There were also mass expulsions of Transylvanians across the demarcation line imposed by the Vienna Dictate, especially of those considered dangerous or hostile to the new regime. Begun in 1940, the expulsions were practiced until 1944, when the occupiers were driven out by Romanian troops in cooperation with Soviet troops. Thus, by 1 January 1941, the total number of Romanian refugees was 109,532 souls, to which must be added the 11,957 Transylvanians expelled by the Hungarian authorities. A statistic covering the period 1 September 1940 – 1 December 1943 indicates a total of 218,919 expelled persons.[29] To these were added the numerous refugees, who left their homes for fear of the new Hungarian administration. Documents from the time show that on August 23, 1944, when the fight for the liberation of Northern Transylvania began, there were over 500,000 people in Romania from the territories occupied by the Horthys.[30] During this period, Romanian schools and churches also suffered. On the territory of Transylvania ceded on August 30, 1940, there were 1,666 elementary schools with teaching in Romanian and 67 high school, vocational and higher education institutions. At the beginning of the 1941/1942 school year, the number of primary schools was reduced by 792 units, and in 1940/1941, there was only one high school - the one in Năsăud - and 7 Romanian sections in addition to various other high schools.
Participating members
Albert Wass
The three organs of repression of the Horthy regime were the army, the police and the gendarmerie, complemented by the multitude of nationalist-chauvinist organizations, militarized or paramilitary institutions. The most famous irredentist paramilitary organizations involved were:
• The Ragged Guard (Rongyos Gárda) - distinguished themselves in actions of persecution of Romanians;
• The Turanian Hunters (Turáni Vadászok), a terrorist-information organization with county, network and city centers;
• The Comradely Union – Turul (Turul Bajtarsi Szovetseg);
• The General Szekler Border Association (Orszagos Maghyar Lovesz Egyvesulet)
• The Szekler Border Division (Szekely Hatarok Hadosztaly);
• The Organization of Ten (Tizes Szervezet).
After the end of the conflict, on July 10, 1945, a People's Tribunal was established in Cluj Napoca to try war criminals. He collected data, evidence, and testimonies regarding the massacres committed in the northwestern territory of Romania.

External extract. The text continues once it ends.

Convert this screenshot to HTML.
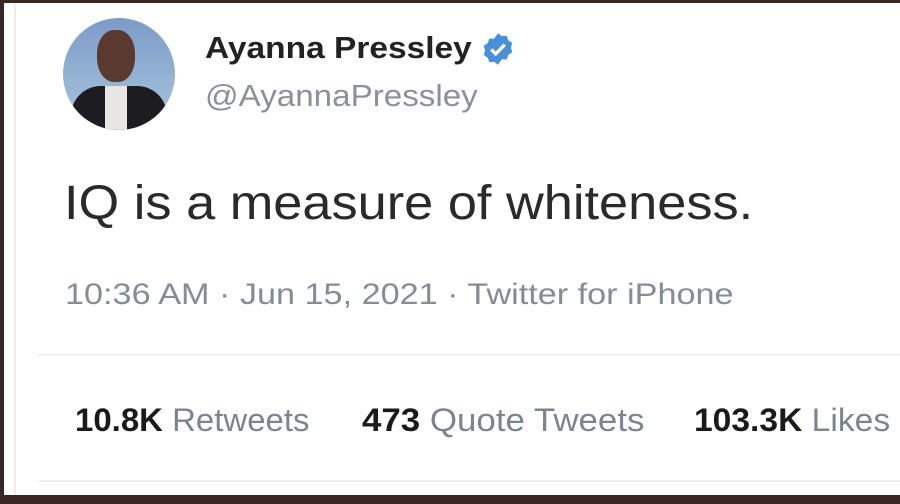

The People's Tribunal of Cluj issued 9 sentences or decisions between March 13 and June 28, 1946. After its dissolution, the act of justice regarding the punishment of war criminals was taken over by the Cluj Court of Appeal, between 1946 and 1952. Most of the accused were tried in absentia and never served their sentence. It is instructive that out of the total of 72 Hungarian criminals (52 from Hungary and 20 from Romania) sentenced to death by the People's Tribunal of Cluj, absolutely all of them were tried in absentia. Among the Transylvanian Hungarian personalities involved in actions against Romanians is the Hungarian count and writer Albert Wass. He and his father Andrei Wass were found guilty of war crimes in 1946 and sentenced to death by the People's Tribunal of Cluj. According to prosecutors, they ordered the murders of ethnic Romanians and Jews from Mureşenii de Câmpie and Sucutard.
Hungarian reactions to the atrocities committed under the Horthy occupation
The Hungarians in Transylvania, which had come under Hungarian rule, welcomed the decisions of the Vienna Dictate with satisfaction, hoping that at the end of the war Hitler would grant Horthy the whole of Transylvania. Many ethnic Hungarians participated alongside the military in the massacres against the Romanian population. They devastated, desecrated and demolished Romanian churches - especially in Székely - they looted and burned down Romanian houses or mistreated and killed "Vlachs". However, there were also, albeit in a few cases, Hungarian locals who got involved in saving Romanian families. Among them is the well-known case of Gall Iosif, who saved several Transylvanians from death during the Treznea massacre. Another testimony in this regard is that of Gavril Butcovan, one of the survivors of the drama in the Ip commune, Sălaj.
There were cases in which Hungarian locals fell victim alongside the Romanians. One of these is that of the maid Juhasz Sarolta from Mureşenii de Câmpie, who was killed along with the entire family of priest Bujor.